Flushed with their unexpected success in the first round of France's election, supporters of centrist candidate Francois Bayrou are now agonizing over how to vote on May 6: Sarkozy, Royal -- or not at all.
Some 6.8 million people -- an impressive 18.6 percent of voters -- chose Sunday's runner-up, and they now find themselves unexpectedly in the role of king-makers for May 6. But where to place the crown?
"I find it impossible to make a decision," said Jacques Lauvergeat, a 60-year-old company manager from the western Paris suburbs. "How do you decide between cholera and the plague?"
Like many people he was drawn by Bayrou's promise to represent a new style of politics -- "where one side does not automatically demolish what the other has done" -- but now finds himself equally repelled by right-winger Nicolas Sarkozy and Socialist Segolene Royal.
For Daniel Cayol, a representative of Bayrou's small Union for French Democracy in Paris's 14th arrondissement, it is Royal who presents the bigger danger.
"Royal is incompetent in all those areas where a French president needs to be competent. She manages to contradict herself between the start of every sentence and the end.
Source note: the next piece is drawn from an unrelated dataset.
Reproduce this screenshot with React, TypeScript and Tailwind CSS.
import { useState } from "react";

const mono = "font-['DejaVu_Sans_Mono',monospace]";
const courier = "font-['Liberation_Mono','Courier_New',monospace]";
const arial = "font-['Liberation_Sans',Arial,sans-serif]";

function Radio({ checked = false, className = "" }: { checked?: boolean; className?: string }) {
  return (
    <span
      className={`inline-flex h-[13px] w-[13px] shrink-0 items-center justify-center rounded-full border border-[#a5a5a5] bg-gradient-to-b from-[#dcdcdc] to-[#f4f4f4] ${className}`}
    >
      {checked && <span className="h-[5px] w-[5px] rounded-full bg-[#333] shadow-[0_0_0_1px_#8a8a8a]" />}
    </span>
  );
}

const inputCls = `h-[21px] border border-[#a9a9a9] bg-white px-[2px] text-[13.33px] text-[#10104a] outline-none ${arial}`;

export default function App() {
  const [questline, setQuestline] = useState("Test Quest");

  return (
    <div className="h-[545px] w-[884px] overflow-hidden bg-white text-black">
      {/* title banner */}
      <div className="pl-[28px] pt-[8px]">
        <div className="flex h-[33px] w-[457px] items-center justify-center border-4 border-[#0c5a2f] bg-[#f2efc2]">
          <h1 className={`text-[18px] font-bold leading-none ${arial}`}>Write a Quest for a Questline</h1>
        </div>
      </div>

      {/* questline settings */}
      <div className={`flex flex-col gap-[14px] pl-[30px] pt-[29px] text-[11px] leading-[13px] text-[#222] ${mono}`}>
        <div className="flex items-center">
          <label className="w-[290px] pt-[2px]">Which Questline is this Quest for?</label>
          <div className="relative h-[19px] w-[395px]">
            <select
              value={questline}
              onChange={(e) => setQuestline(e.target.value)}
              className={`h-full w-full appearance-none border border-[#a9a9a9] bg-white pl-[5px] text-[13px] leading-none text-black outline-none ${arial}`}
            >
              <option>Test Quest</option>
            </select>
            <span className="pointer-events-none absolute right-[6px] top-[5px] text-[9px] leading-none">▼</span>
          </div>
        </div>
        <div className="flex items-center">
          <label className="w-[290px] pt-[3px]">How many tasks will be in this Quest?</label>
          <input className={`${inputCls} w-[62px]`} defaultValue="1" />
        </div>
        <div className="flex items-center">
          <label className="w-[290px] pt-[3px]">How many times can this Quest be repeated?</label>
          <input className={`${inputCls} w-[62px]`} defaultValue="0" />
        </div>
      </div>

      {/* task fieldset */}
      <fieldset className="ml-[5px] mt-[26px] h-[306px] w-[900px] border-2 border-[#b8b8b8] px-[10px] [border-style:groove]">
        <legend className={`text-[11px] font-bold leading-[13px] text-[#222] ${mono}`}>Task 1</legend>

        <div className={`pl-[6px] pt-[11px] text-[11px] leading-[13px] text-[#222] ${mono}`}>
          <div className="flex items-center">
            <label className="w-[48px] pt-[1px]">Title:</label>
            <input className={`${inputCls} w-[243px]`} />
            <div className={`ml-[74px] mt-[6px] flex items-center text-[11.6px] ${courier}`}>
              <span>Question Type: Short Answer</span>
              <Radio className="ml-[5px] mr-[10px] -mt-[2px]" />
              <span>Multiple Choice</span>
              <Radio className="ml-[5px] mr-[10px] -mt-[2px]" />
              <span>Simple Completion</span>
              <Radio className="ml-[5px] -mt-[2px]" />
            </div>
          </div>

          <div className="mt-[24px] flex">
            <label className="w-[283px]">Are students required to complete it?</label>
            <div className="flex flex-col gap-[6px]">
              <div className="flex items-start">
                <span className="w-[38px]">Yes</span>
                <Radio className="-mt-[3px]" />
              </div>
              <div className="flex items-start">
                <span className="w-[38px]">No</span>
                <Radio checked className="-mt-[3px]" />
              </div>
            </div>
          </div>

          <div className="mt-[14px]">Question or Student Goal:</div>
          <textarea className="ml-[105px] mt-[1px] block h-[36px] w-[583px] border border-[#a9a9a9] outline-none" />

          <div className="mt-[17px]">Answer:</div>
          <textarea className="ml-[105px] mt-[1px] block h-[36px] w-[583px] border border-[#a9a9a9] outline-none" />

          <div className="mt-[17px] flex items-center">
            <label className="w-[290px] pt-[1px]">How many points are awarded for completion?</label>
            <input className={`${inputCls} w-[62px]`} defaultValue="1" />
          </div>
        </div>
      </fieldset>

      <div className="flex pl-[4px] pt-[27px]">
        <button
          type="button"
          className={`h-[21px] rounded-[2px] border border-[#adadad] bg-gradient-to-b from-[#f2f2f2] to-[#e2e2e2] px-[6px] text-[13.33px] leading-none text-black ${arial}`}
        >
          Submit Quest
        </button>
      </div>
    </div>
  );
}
And she is also beholden to people on the far-left who are opposed to everything I hold dear," he said. "It is out of the question for me to vote for an inept chameleon."
Cayol said he will reluctantly vote for Sarkozy, head of the ruling Union for a Popular Movement, and then hope for a big score for Bayrou's party at legislative elections in June in order to exert influence over a new government.
Bayrou voters included many on the moderate right who mistrust Sarkozy, but also many Socialist supporters who doubt Royal's presidential stature. Many of these are expected to return to the Socialist fold, in order to keep out Sarkozy.
"The right is far too extreme, and Sarkozy is the epitome of the worst aspects of power -- dark and manipulative. He scares me," said Gaelle Dirat, 28, who runs an essential oils shop on the Ile Saint Louis in Paris.
"I do not think Segolene is a credible leader, but I am part of the `Anyone but Sarkozy' crowd. I will vote for her to block his path," she said.
Royal and Sarkozy go head-to-head on national television next Wednesday in a debate that should be the high-point of the second round campaign.
On Wednesday Bayrou refused to endorse either candidate, describing them both as unfit to rule the country. But he reserved his harshest words for Sarkozy -- who he said had a "taste for intimidation and threat" -- and accepted an invitation for a policy debate with Royal.
How far Bayrou's own views might influence his voters is open to question. Many chose him out of hostility to the two front-runners rather than political loyalty.
"It is a terrible choice. Segolene wants to create 500,000 jobs with state money -- it's like the Berlin Wall was still here. But Sarkozy scares me. I am tempted to spoil my vote and just let them get on with it," said Alexandre Broca, 36, who runs a delicatessen in central Paris.